- [WHAT IS NEEDED] With the images removed, repeat the data below exactly.

╔══

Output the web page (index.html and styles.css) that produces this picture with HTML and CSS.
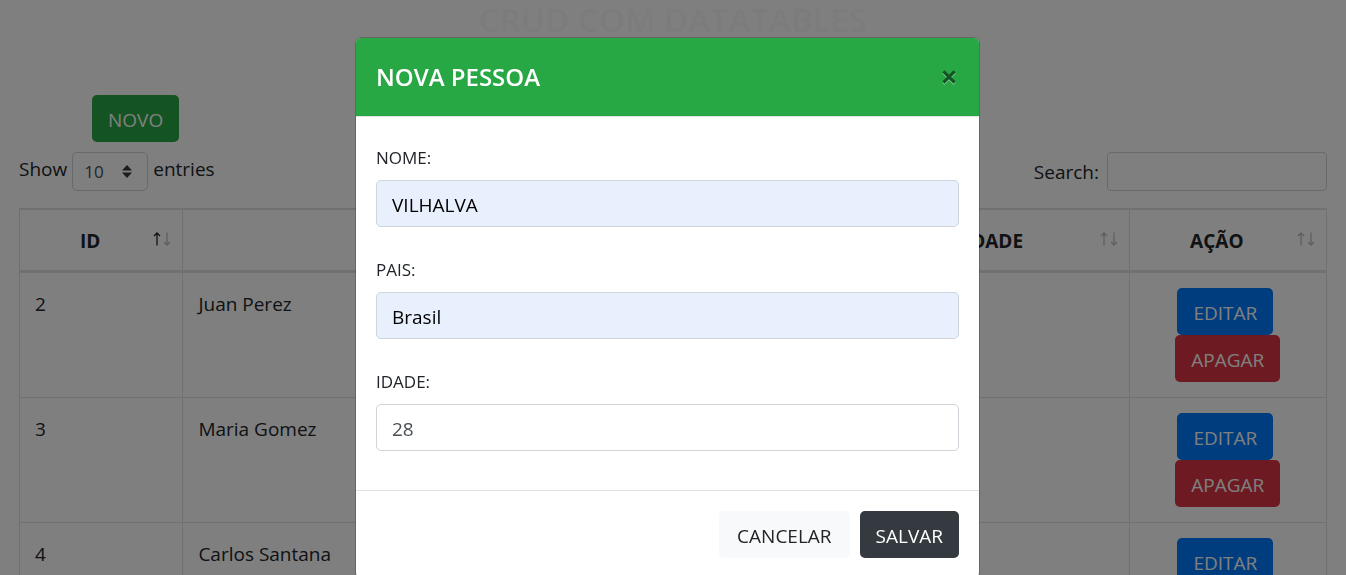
FILE: index.html
```html
<!DOCTYPE html>
<html lang="pt-BR">
<head>
<meta charset="utf-8">
<title>CRUD com Datatables</title>
<link rel="stylesheet" href="styles.css">
</head>
<body>
<svg class="sprite">
  <symbol id="sort" viewBox="0 0 18 16">
    <g fill="none" stroke="currentColor">
      <path class="sort-up" stroke-width="1.3" d="M4 14.5V2M1 5l3-3 3 3"/>
      <path opacity=".3" stroke-width="1.3" d="M14 1.5V14M11 11l3 3 3-3"/>
    </g>
  </symbol>
</svg>
<main class="page">
  <h1 class="page-title">CRUD COM DATATABLES</h1>
  <div class="actions"><button class="btn btn-success" type="button">NOVO</button></div>
  <div class="toolbar">
    <div class="length">
      <label for="len">Show</label>
      <span class="select-wrap">
        <select id="len"><option>10</option><option>25</option><option>50</option></select>
        <svg class="caret" viewBox="0 0 10 13"><path fill="#343a40" d="M5 0l5 5.4H0zM5 13L0 7.6h10z"/></svg>
      </span>
      <span>entries</span>
    </div>
    <div class="filter">
      <label for="search">Search:</label>
      <input id="search" type="search">
    </div>
  </div>
  <table class="people">
    <colgroup><col class="c-id"><col class="c-name"><col class="c-country"><col class="c-age"><col class="c-action"></colgroup>
    <thead>
      <tr>
        <th class="sorted">ID<svg class="sort"><use href="#sort"/></svg></th>
        <th>NOME<svg class="sort"><use href="#sort"/></svg></th>
        <th>PAIS<svg class="sort"><use href="#sort"/></svg></th>
        <th>IDADE<svg class="sort"><use href="#sort"/></svg></th>
        <th>AÇÃO<svg class="sort"><use href="#sort"/></svg></th>
      </tr>
    </thead>
    <tbody>
      <tr><td>2</td><td>Juan Perez</td><td></td><td></td><td><div class="row-actions"><button class="btn btn-primary" type="button">EDITAR</button><button class="btn btn-danger" type="button">APAGAR</button></div></td></tr>
      <tr><td>3</td><td>Maria Gomez</td><td></td><td></td><td><div class="row-actions"><button class="btn btn-primary" type="button">EDITAR</button><button class="btn btn-danger" type="button">APAGAR</button></div></td></tr>
      <tr><td>4</td><td>Carlos Santana</td><td></td><td></td><td><div class="row-actions"><button class="btn btn-primary" type="button">EDITAR</button></div></td></tr>
    </tbody>
  </table>
</main>
<div class="backdrop">
  <form class="modal" role="dialog" aria-labelledby="modal-title">
    <header class="modal-header">
      <h2 id="modal-title">NOVA PESSOA</h2>
      <button class="close" type="button" aria-label="Fechar"><svg viewBox="0 0 14 15"><path d="M1.4 2.4l11.2 11.2M12.6 2.4L1.4 13.6" stroke="#fff" stroke-width="3"/><path d="M1.4 1.4l11.2 11.2M12.6 1.4L1.4 12.6" stroke="#000" stroke-width="3"/></svg></button>
    </header>
    <div class="modal-body">
      <div class="field"><label for="nome">NOME:</label><input class="filled" id="nome" type="text" value="VILHALVA"></div>
      <div class="field"><label for="pais">PAIS:</label><input class="filled" id="pais" type="text" value="Brasil"></div>
      <div class="field"><label for="idade">IDADE:</label><input id="idade" type="text" inputmode="numeric" value="28"></div>
    </div>
    <footer class="modal-footer">
      <button class="btn btn-light" type="button">CANCELAR</button>
      <button class="btn btn-dark" type="submit">SALVAR</button>
    </footer>
  </form>
</div>
</body>
</html>
```
FILE: styles.css
```css
* { box-sizing: border-box; }
body {
  margin: 0;
  height: 100vh;
  overflow: hidden;
  background: #fff;
  color: #212529;
  font: 19px/30px "Open Sans", "Noto Sans", sans-serif;
}
button, input, select { font: inherit; color: inherit; margin: 0; }
.sprite { display: none; }
.page { padding: 0 19px; }
.page-title {
  margin: 0 0 55px;
  color: #f8f9fa;
  font-size: 33px;
  font-weight: 600;
  line-height: 40px;
  text-align: center;
}
.actions { padding-left: 73px; margin-bottom: 10px; }
.btn {
  display: block;
  height: 47px;
  padding: 2px 15px 0;
  border: 1px solid transparent;
  border-radius: 5px;
  color: #fff;
}
.btn-success { background: #28a745; }
.btn-primary { background: #007bff; }
.btn-danger { background: #dc3545; }
.btn-light { padding: 2px 17px 0; background: #f8f9fa; color: #212529; }
.btn-dark { background: #343a40; }

.toolbar {
  display: flex;
  justify-content: space-between;
  margin-bottom: 16px;
}
.length { display: flex; gap: 5px; line-height: 34px; }
.filter { display: flex; gap: 8px; line-height: 40px; }
.select-wrap { position: relative; }
.select-wrap select {
  display: block;
  appearance: none;
  width: 76px;
  height: 39px;
  padding: 0 11px;
  border: 1px solid #ced4da;
  border-radius: 5px;
  background: #fff;
  color: #495057;
  font-size: 17px;
}
.caret { position: absolute; right: 16px; top: 13px; width: 10px; height: 13px; }
.filter input {
  width: 220px;
  height: 39px;
  padding: 0 10px;
  border: 1px solid #ced4da;
  border-radius: 4px;
  background: #fff;
}

.people {
  width: 100%;
  table-layout: fixed;
  border-collapse: collapse;
}
.c-id { width: 12.5%; }
.c-name { width: 33.2%; }
.c-country { width: 20.2%; }
.c-age { width: 19%; }
.c-action { width: 15.1%; }
.people th, .people td { border: 1px solid #dee2e6; vertical-align: top; }
.people th {
  position: relative;
  padding: 16px 37px 14px 15px;
  border-top-width: 2px;
  border-bottom-width: 3px;
  font-weight: 700;
}
.people td { padding: 15px; line-height: 32px; }
.sort { position: absolute; right: 11px; top: 21px; width: 18px; height: 16px; }
.sort-up { opacity: var(--up, .3); }
.sorted { --up: 1; }
.row-actions { display: flex; flex-direction: column; align-items: center; line-height: 30px; }
.row-actions .btn-primary { margin-right: 5px; }

.backdrop {
  position: fixed;
  inset: 0;
  padding: 37px 11px 0 0;
  background: rgba(0, 0, 0, .5);
}
.modal {
  max-width: 625px;
  margin: 0 auto;
  border: 1px solid rgba(0, 0, 0, .2);
  border-radius: 6px;
  background: #fff;
  background-clip: padding-box;
}
.modal-header {
  display: flex;
  justify-content: space-between;
  align-items: center;
  padding: 20px;
  border-bottom: 1px solid #dee2e6;
  border-radius: 5px 5px 0 0;
  background: #28a745;
  background-clip: padding-box;
  color: #fff;
}
.modal-header h2 { margin: 0; font-size: 24px; font-weight: 600; line-height: 38px; }
.close { padding: 0 3px; border: 0; background: none; opacity: .5; }
.close svg { display: block; width: 14px; height: 15px; }
.modal-body { display: grid; gap: 21px; padding: 19px 20px 39px; }
.field label { display: block; padding: 7px 0; font-size: 17px; }
.field input {
  display: block;
  width: 100%;
  height: 47px;
  padding: 3px 15px 0;
  border: 1px solid #ced4da;
  border-radius: 5px;
  background: #fff;
  color: #495057;
}
.field .filled { background: #e8f0fe; color: #000; }
.modal-footer {
  display: flex;
  justify-content: flex-end;
  gap: 10px;
  padding: 20px;
  border-top: 1px solid #dee2e6;
}
```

╚══

- [THE OUTPUT]
Output the web page (index.html and styles.css) that produces this picture with HTML and CSS.
FILE: index.html
```html
<!DOCTYPE html>
<html lang="pt-BR">
<head>
<meta charset="utf-8">
<title>CRUD com Datatables</title>
<link rel="stylesheet" href="styles.css">
</head>
<body>
<svg class="sprite">
  <symbol id="sort" viewBox="0 0 18 16">
    <g fill="none" stroke="currentColor">
      <path class="sort-up" stroke-width="1.3" d="M4 14.5V2M1 5l3-3 3 3"/>
      <path opacity=".3" stroke-width="1.3" d="M14 1.5V14M11 11l3 3 3-3"/>
    </g>
  </symbol>
</svg>
<main class="page">
  <h1 class="page-title">CRUD COM DATATABLES</h1>
  <div class="actions"><button class="btn btn-success" type="button">NOVO</button></div>
  <div class="toolbar">
    <div class="length">
      <label for="len">Show</label>
      <span class="select-wrap">
        <select id="len"><option>10</option><option>25</option><option>50</option></select>
        <svg class="caret" viewBox="0 0 10 13"><path fill="#343a40" d="M5 0l5 5.4H0zM5 13L0 7.6h10z"/></svg>
      </span>
      <span>entries</span>
    </div>
    <div class="filter">
      <label for="search">Search:</label>
      <input id="search" type="search">
    </div>
  </div>
  <table class="people">
    <colgroup><col class="c-id"><col class="c-name"><col class="c-country"><col class="c-age"><col class="c-action"></colgroup>
    <thead>
      <tr>
        <th class="sorted">ID<svg class="sort"><use href="#sort"/></svg></th>
        <th>NOME<svg class="sort"><use href="#sort"/></svg></th>
        <th>PAIS<svg class="sort"><use href="#sort"/></svg></th>
        <th>IDADE<svg class="sort"><use href="#sort"/></svg></th>
        <th>AÇÃO<svg class="sort"><use href="#sort"/></svg></th>
      </tr>
    </thead>
    <tbody>
      <tr><td>2</td><td>Juan Perez</td><td></td><td></td><td><div class="row-actions"><button class="btn btn-primary" type="button">EDITAR</button><button class="btn btn-danger" type="button">APAGAR</button></div></td></tr>
      <tr><td>3</td><td>Maria Gomez</td><td></td><td></td><td><div class="row-actions"><button class="btn btn-primary" type="button">EDITAR</button><button class="btn btn-danger" type="button">APAGAR</button></div></td></tr>
      <tr><td>4</td><td>Carlos Santana</td><td></td><td></td><td><div class="row-actions"><button class="btn btn-primary" type="button">EDITAR</button></div></td></tr>
    </tbody>
  </table>
</main>
<div class="backdrop">
  <form class="modal" role="dialog" aria-labelledby="modal-title">
    <header class="modal-header">
      <h2 id="modal-title">NOVA PESSOA</h2>
      <button class="close" type="button" aria-label="Fechar"><svg viewBox="0 0 14 15"><path d="M1.4 2.4l11.2 11.2M12.6 2.4L1.4 13.6" stroke="#fff" stroke-width="3"/><path d="M1.4 1.4l11.2 11.2M12.6 1.4L1.4 12.6" stroke="#000" stroke-width="3"/></svg></button>
    </header>
    <div class="modal-body">
      <div class="field"><label for="nome">NOME:</label><input class="filled" id="nome" type="text" value="VILHALVA"></div>
      <div class="field"><label for="pais">PAIS:</label><input class="filled" id="pais" type="text" value="Brasil"></div>
      <div class="field"><label for="idade">IDADE:</label><input id="idade" type="text" inputmode="numeric" value="28"></div>
    </div>
    <footer class="modal-footer">
      <button class="btn btn-light" type="button">CANCELAR</button>
      <button class="btn btn-dark" type="submit">SALVAR</button>
    </footer>
  </form>
</div>
</body>
</html>
```
FILE: styles.css
```css
* { box-sizing: border-box; }
body {
  margin: 0;
  height: 100vh;
  overflow: hidden;
  background: #fff;
  color: #212529;
  font: 19px/30px "Open Sans", "Noto Sans", sans-serif;
}
button, input, select { font: inherit; color: inherit; margin: 0; }
.sprite { display: none; }
.page { padding: 0 19px; }
.page-title {
  margin: 0 0 55px;
  color: #f8f9fa;
  font-size: 33px;
  font-weight: 600;
  line-height: 40px;
  text-align: center;
}
.actions { padding-left: 73px; margin-bottom: 10px; }
.btn {
  display: block;
  height: 47px;
  padding: 2px 15px 0;
  border: 1px solid transparent;
  border-radius: 5px;
  color: #fff;
}
.btn-success { background: #28a745; }
.btn-primary { background: #007bff; }
.btn-danger { background: #dc3545; }
.btn-light { padding: 2px 17px 0; background: #f8f9fa; color: #212529; }
.btn-dark { background: #343a40; }

.toolbar {
  display: flex;
  justify-content: space-between;
  margin-bottom: 16px;
}
.length { display: flex; gap: 5px; line-height: 34px; }
.filter { display: flex; gap: 8px; line-height: 40px; }
.select-wrap { position: relative; }
.select-wrap select {
  display: block;
  appearance: none;
  width: 76px;
  height: 39px;
  padding: 0 11px;
  border: 1px solid #ced4da;
  border-radius: 5px;
  background: #fff;
  color: #495057;
  font-size: 17px;
}
.caret { position: absolute; right: 16px; top: 13px; width: 10px; height: 13px; }
.filter input {
  width: 220px;
  height: 39px;
  padding: 0 10px;
  border: 1px solid #ced4da;
  border-radius: 4px;
  background: #fff;
}

.people {
  width: 100%;
  table-layout: fixed;
  border-collapse: collapse;
}
.c-id { width: 12.5%; }
.c-name { width: 33.2%; }
.c-country { width: 20.2%; }
.c-age { width: 19%; }
.c-action { width: 15.1%; }
.people th, .people td { border: 1px solid #dee2e6; vertical-align: top; }
.people th {
  position: relative;
  padding: 16px 37px 14px 15px;
  border-top-width: 2px;
  border-bottom-width: 3px;
  font-weight: 700;
}
.people td { padding: 15px; line-height: 32px; }
.sort { position: absolute; right: 11px; top: 21px; width: 18px; height: 16px; }
.sort-up { opacity: var(--up, .3); }
.sorted { --up: 1; }
.row-actions { display: flex; flex-direction: column; align-items: center; line-height: 30px; }
.row-actions .btn-primary { margin-right: 5px; }

.backdrop {
  position: fixed;
  inset: 0;
  padding: 37px 11px 0 0;
  background: rgba(0, 0, 0, .5);
}
.modal {
  max-width: 625px;
  margin: 0 auto;
  border: 1px solid rgba(0, 0, 0, .2);
  border-radius: 6px;
  background: #fff;
  background-clip: padding-box;
}
.modal-header {
  display: flex;
  justify-content: space-between;
  align-items: center;
  padding: 20px;
  border-bottom: 1px solid #dee2e6;
  border-radius: 5px 5px 0 0;
  background: #28a745;
  background-clip: padding-box;
  color: #fff;
}
.modal-header h2 { margin: 0; font-size: 24px; font-weight: 600; line-height: 38px; }
.close { padding: 0 3px; border: 0; background: none; opacity: .5; }
.close svg { display: block; width: 14px; height: 15px; }
.modal-body { display: grid; gap: 21px; padding: 19px 20px 39px; }
.field label { display: block; padding: 7px 0; font-size: 17px; }
.field input {
  display: block;
  width: 100%;
  height: 47px;
  padding: 3px 15px 0;
  border: 1px solid #ced4da;
  border-radius: 5px;
  background: #fff;
  color: #495057;
}
.field .filled { background: #e8f0fe; color: #000; }
.modal-footer {
  display: flex;
  justify-content: flex-end;
  gap: 10px;
  padding: 20px;
  border-top: 1px solid #dee2e6;
}
```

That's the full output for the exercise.